* start Information shown *
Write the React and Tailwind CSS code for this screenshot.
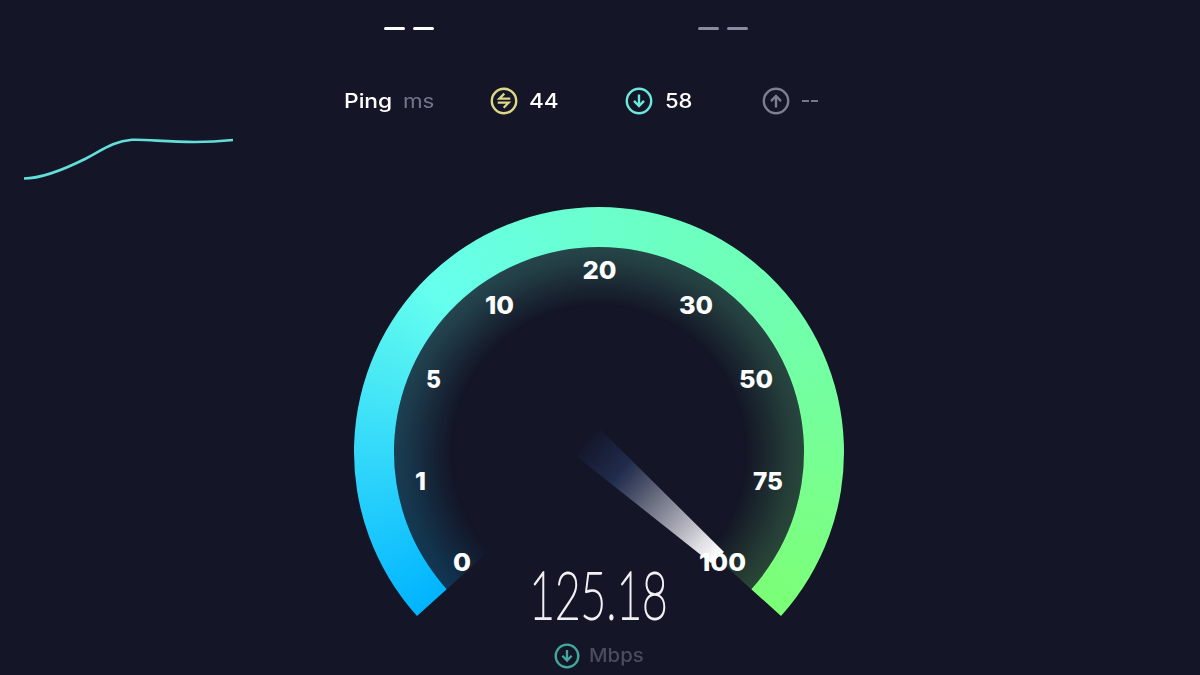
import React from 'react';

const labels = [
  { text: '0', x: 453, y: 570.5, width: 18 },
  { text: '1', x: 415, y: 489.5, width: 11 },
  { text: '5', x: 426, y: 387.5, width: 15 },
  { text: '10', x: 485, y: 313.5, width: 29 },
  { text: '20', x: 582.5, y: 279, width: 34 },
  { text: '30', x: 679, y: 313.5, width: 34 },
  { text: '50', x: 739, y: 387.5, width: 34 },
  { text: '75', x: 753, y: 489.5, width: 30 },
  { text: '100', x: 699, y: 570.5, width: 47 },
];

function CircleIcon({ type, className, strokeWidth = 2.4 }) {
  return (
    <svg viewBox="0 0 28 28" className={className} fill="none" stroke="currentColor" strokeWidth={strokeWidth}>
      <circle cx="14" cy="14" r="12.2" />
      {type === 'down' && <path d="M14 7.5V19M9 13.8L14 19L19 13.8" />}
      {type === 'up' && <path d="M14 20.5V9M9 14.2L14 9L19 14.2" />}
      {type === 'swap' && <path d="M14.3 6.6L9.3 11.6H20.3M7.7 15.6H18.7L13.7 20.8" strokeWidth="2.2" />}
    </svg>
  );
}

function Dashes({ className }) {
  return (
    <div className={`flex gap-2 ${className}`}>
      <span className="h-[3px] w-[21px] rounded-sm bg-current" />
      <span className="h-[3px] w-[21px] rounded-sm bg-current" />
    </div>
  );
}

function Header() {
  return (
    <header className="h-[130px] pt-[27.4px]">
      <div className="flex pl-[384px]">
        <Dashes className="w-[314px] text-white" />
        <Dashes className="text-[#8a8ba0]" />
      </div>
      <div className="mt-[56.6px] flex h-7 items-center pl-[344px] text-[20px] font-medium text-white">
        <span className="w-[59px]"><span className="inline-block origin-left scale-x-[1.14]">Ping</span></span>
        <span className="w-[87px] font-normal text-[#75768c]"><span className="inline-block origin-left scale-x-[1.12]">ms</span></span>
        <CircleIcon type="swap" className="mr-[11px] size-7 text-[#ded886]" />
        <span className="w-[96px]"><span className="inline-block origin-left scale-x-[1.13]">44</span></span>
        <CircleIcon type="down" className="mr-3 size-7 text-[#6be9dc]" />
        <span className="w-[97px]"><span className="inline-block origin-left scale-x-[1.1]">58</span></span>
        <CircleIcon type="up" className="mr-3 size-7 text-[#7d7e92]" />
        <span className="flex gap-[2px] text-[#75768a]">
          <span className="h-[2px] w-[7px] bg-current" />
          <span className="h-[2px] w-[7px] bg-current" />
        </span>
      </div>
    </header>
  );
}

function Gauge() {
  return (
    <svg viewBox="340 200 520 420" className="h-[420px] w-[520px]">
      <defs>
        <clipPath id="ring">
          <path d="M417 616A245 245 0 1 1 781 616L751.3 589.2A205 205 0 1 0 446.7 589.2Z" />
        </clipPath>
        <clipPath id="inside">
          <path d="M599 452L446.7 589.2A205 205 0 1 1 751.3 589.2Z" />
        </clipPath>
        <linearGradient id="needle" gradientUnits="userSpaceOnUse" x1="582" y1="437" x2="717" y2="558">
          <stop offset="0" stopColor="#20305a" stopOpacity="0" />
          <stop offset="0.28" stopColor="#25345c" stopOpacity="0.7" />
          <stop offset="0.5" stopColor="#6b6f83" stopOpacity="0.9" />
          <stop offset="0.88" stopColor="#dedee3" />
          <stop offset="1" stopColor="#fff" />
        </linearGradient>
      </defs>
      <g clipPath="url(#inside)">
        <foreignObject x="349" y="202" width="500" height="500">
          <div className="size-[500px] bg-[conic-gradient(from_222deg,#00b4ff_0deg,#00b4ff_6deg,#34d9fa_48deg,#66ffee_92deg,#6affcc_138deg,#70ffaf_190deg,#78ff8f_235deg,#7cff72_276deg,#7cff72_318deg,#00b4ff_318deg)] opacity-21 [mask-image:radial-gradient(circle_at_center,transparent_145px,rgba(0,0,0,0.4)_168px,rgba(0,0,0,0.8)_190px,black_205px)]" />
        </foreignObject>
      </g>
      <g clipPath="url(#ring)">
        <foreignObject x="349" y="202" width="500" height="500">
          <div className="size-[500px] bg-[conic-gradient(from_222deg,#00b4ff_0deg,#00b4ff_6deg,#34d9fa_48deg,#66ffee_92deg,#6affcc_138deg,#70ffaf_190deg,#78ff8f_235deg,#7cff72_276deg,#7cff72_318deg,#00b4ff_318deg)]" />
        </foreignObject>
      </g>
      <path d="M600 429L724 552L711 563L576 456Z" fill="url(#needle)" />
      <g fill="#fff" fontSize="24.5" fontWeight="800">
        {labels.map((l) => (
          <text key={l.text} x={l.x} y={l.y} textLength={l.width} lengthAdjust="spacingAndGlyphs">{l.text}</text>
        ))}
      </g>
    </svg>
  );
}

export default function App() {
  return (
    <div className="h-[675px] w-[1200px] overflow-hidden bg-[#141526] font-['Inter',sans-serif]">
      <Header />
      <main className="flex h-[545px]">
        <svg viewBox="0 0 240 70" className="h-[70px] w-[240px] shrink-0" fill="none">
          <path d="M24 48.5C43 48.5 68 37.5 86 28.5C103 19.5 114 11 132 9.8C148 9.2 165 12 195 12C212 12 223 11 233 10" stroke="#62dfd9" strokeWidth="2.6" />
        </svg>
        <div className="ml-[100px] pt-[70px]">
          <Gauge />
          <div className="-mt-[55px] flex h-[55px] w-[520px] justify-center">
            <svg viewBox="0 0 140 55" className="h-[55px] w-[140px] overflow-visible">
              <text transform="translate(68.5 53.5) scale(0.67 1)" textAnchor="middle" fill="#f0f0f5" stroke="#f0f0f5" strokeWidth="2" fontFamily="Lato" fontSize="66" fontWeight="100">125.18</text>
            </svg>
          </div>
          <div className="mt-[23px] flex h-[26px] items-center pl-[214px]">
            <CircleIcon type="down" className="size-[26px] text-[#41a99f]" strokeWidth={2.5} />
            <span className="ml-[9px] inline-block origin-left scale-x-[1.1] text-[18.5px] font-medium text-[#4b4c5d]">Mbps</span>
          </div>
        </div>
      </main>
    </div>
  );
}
* end Information shown *
### [Given task]
Copy out all lines that carry the word "React".

### [Exercise solution]
Write the React and Tailwind CSS code for this screenshot.
import React from 'react';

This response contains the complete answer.